YOUR OBJECTIVE: Scan the lines below for the word "index". Copy each line you find it in.

COLLECTED MATERIAL:
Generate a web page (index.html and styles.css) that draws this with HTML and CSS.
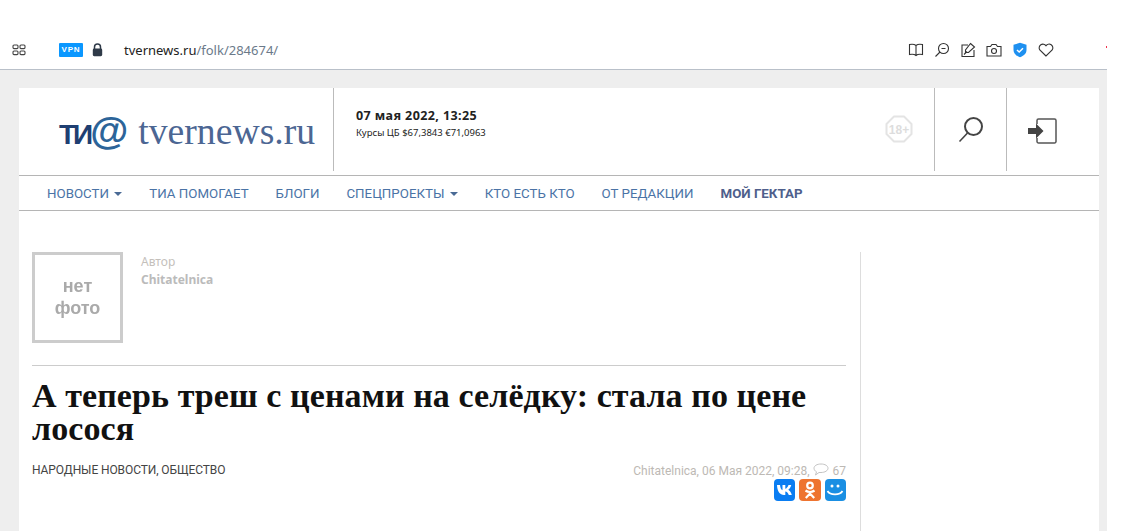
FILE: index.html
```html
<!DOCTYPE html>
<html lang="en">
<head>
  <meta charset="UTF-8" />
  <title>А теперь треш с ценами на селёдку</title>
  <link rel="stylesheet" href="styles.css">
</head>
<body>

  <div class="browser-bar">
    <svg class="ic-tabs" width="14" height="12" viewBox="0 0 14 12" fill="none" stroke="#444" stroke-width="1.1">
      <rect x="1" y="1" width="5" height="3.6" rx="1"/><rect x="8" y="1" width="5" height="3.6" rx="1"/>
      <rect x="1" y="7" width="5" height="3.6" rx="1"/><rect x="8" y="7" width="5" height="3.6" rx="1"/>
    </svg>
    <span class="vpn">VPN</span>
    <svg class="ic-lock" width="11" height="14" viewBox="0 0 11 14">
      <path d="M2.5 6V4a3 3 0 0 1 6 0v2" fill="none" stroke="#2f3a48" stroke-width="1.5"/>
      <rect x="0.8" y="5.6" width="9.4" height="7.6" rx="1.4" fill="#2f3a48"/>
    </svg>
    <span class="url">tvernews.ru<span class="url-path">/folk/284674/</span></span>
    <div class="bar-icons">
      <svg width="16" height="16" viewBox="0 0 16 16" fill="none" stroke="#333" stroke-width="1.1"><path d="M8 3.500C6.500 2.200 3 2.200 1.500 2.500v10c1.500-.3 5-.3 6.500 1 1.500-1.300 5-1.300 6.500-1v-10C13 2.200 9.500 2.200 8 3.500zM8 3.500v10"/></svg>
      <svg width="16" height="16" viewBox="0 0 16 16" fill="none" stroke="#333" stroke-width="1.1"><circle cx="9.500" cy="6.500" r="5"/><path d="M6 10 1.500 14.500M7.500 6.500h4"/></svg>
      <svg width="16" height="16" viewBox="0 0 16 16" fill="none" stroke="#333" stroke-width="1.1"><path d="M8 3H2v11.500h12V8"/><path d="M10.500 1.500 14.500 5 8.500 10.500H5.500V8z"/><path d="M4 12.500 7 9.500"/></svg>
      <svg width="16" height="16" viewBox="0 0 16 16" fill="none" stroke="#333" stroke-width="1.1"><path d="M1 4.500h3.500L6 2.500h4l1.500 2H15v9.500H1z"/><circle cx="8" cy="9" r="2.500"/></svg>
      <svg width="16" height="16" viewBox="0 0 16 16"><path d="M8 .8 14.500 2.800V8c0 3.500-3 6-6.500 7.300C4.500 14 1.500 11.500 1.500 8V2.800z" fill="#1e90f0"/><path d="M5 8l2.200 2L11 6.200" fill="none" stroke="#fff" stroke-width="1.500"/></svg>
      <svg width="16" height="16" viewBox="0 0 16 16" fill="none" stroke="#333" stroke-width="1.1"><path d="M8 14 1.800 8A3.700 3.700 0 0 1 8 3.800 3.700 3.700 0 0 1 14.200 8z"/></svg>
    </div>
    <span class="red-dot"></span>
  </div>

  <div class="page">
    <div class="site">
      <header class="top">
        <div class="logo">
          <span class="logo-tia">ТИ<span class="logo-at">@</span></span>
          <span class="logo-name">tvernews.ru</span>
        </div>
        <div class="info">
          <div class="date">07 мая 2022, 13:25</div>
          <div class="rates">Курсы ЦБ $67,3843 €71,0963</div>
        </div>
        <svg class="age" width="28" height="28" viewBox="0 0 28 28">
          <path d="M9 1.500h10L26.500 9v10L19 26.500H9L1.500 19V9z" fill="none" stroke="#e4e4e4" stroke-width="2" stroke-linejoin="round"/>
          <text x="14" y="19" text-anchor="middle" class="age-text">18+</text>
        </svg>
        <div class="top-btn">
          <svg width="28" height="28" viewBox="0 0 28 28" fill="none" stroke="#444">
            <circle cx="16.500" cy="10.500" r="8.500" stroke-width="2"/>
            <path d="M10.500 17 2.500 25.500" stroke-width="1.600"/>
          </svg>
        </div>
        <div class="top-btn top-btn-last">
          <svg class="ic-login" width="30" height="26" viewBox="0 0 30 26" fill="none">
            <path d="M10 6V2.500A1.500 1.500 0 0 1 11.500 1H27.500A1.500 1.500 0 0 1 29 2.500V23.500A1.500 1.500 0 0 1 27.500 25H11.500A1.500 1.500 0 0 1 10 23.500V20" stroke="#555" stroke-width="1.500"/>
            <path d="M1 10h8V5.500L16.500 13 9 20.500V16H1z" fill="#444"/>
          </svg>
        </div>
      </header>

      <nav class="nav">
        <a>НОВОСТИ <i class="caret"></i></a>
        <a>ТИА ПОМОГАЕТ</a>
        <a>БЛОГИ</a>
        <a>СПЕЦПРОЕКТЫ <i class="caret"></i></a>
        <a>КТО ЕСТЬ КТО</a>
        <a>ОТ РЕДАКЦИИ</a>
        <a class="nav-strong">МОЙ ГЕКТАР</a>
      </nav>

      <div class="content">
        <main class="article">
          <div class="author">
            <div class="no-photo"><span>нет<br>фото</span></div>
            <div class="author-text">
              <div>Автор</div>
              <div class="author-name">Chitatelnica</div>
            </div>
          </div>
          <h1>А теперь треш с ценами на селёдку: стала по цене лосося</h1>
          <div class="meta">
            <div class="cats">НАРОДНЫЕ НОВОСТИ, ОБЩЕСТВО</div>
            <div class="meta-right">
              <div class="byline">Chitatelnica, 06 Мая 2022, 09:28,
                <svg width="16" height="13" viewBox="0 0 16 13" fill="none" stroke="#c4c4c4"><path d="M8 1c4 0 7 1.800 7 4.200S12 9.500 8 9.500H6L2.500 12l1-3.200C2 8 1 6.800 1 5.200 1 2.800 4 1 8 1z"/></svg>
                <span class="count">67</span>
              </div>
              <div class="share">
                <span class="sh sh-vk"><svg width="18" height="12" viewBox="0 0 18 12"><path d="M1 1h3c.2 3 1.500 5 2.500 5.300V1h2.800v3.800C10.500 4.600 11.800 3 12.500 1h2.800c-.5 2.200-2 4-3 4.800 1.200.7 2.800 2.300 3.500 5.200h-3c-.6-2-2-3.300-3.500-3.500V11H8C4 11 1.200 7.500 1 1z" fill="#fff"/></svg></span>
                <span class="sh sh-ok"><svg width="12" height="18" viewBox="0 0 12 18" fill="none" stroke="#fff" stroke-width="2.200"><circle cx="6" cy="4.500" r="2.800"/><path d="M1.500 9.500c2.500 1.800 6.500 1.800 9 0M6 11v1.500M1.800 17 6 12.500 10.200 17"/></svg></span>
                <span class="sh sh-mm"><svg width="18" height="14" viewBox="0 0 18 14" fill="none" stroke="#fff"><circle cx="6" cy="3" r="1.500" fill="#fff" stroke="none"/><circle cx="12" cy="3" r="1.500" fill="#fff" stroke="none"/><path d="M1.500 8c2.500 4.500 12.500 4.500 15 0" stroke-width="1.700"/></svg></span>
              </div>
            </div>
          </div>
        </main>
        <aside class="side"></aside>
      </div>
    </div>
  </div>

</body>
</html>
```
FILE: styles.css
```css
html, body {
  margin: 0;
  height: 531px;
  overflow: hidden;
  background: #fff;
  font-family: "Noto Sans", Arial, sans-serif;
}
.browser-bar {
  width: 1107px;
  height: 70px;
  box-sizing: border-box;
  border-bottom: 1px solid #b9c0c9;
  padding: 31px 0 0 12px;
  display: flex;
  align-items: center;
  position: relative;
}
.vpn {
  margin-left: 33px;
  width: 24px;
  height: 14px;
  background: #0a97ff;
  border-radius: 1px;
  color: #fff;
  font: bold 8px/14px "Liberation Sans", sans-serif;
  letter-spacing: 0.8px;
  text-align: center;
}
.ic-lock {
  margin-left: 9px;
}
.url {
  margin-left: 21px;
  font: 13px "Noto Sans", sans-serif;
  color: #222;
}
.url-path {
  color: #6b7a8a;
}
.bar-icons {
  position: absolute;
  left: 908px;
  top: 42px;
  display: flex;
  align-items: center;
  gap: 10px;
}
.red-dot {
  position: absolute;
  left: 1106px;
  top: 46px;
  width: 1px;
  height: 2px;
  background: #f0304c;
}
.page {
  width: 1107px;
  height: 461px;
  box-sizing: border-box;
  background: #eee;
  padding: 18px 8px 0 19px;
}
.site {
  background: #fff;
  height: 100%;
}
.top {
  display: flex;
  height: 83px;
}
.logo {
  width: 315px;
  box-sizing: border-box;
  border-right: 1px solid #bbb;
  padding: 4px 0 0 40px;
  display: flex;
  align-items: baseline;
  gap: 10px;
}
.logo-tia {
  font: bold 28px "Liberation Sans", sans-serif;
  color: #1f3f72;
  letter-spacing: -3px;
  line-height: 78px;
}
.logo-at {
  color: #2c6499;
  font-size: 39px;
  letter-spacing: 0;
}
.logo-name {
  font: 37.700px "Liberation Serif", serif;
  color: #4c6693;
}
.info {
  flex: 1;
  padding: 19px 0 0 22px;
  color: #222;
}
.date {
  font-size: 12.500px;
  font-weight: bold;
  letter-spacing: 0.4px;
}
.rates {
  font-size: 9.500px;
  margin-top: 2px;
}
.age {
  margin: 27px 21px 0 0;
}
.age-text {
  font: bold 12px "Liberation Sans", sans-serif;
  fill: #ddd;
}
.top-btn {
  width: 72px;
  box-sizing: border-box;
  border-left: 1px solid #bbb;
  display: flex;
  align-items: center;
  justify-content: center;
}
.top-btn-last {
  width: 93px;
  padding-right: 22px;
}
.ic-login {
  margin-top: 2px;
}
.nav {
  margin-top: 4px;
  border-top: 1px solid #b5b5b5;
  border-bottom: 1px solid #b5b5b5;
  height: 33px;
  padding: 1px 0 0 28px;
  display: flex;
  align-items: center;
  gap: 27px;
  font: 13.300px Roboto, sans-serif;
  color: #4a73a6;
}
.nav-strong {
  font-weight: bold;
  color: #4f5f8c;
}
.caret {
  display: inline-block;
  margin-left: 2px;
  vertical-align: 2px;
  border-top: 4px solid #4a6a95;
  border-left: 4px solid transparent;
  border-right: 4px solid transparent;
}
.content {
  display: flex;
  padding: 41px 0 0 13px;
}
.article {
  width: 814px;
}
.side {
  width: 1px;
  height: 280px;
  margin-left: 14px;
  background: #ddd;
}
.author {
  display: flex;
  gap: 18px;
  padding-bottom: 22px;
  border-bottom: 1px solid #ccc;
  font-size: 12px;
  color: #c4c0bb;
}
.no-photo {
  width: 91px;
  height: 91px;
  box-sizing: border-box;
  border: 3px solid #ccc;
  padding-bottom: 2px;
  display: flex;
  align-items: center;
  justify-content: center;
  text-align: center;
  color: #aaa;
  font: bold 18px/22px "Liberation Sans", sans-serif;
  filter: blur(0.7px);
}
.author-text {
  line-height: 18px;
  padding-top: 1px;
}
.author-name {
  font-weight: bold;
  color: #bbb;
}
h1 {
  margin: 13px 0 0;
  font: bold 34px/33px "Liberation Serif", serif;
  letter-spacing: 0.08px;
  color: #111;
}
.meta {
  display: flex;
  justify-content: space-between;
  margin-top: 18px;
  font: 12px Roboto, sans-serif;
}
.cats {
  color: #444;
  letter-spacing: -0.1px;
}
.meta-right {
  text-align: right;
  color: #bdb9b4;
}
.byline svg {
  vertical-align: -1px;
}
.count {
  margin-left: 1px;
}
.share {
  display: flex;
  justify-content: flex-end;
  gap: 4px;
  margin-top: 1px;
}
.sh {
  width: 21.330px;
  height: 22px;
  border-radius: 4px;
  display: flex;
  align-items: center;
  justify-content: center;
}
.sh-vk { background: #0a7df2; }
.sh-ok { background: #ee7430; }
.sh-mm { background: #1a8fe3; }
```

ANSWER BELOW:
Generate a web page (index.html and styles.css) that draws this with HTML and CSS.
FILE: index.html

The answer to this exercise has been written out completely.